GIVEN TASK
Identify the lines that contain the string "styles" and copy all of them.

INPUT FOR THIS TASK
- - -
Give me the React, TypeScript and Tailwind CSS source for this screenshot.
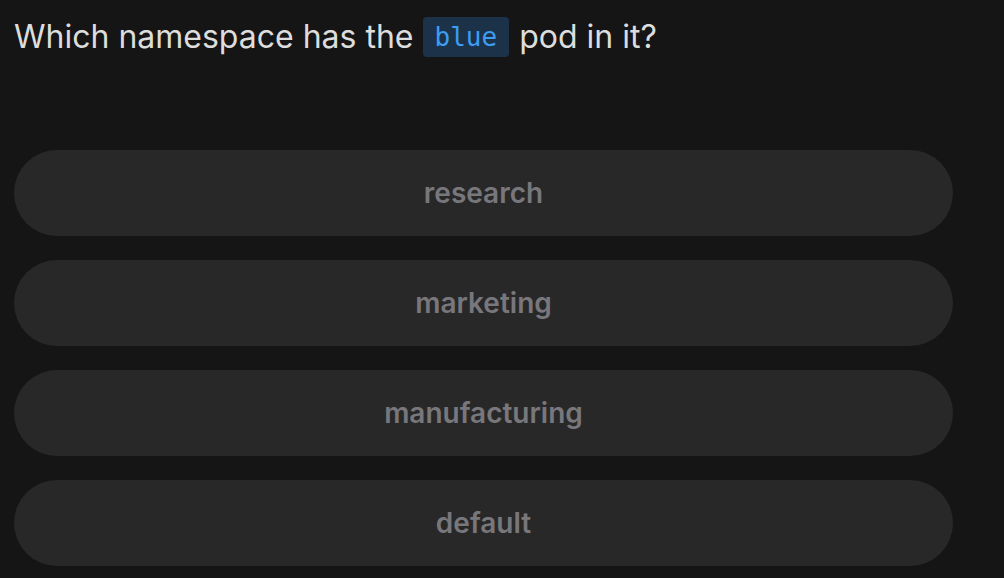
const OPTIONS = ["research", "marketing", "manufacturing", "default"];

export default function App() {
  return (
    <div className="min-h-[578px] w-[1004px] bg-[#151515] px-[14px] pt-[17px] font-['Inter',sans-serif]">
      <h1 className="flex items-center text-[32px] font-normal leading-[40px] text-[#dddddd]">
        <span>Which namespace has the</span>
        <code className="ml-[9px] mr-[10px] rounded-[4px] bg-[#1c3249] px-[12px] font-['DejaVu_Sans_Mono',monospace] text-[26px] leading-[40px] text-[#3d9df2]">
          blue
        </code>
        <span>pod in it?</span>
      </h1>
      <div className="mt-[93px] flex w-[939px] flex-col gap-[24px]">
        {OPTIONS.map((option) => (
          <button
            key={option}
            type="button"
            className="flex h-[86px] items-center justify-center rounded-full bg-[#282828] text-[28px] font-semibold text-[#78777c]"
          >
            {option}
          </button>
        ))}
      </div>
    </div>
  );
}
- - -
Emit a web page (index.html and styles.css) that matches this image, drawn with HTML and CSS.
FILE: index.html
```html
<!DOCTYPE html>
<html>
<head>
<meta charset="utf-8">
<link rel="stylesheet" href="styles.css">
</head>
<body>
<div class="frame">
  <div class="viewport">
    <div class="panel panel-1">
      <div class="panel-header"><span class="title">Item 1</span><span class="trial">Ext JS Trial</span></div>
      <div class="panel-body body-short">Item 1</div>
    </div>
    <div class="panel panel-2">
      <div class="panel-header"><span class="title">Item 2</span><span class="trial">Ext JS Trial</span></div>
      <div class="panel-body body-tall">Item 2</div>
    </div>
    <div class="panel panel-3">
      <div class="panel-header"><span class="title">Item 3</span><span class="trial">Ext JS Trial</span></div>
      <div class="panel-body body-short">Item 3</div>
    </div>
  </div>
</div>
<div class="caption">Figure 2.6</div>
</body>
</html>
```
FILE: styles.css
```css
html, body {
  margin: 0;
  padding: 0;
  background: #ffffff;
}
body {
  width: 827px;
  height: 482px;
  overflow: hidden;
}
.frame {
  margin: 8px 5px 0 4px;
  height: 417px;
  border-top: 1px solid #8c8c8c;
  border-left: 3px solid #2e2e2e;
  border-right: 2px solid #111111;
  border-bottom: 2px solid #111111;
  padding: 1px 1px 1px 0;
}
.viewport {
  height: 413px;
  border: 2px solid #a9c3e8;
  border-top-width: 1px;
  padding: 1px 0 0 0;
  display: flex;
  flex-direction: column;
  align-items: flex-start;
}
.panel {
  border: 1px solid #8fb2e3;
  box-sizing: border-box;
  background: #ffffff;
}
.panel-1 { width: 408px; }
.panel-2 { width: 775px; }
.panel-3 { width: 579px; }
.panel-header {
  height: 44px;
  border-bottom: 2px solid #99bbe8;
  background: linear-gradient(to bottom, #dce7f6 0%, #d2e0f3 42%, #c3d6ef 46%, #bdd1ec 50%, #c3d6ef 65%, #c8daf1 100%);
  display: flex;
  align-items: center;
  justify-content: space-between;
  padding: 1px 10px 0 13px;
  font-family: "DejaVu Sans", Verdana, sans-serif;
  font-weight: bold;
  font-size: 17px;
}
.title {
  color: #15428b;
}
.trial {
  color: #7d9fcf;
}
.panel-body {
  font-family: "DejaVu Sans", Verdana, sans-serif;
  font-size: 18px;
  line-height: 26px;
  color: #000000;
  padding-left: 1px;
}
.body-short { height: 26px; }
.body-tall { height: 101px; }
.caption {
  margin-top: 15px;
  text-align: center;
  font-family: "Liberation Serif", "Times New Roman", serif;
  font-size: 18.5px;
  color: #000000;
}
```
- - -
SOLVED EXERCISE
Emit a web page (index.html and styles.css) that matches this image, drawn with HTML and CSS.
<link rel="stylesheet" href="styles.css">
FILE: styles.css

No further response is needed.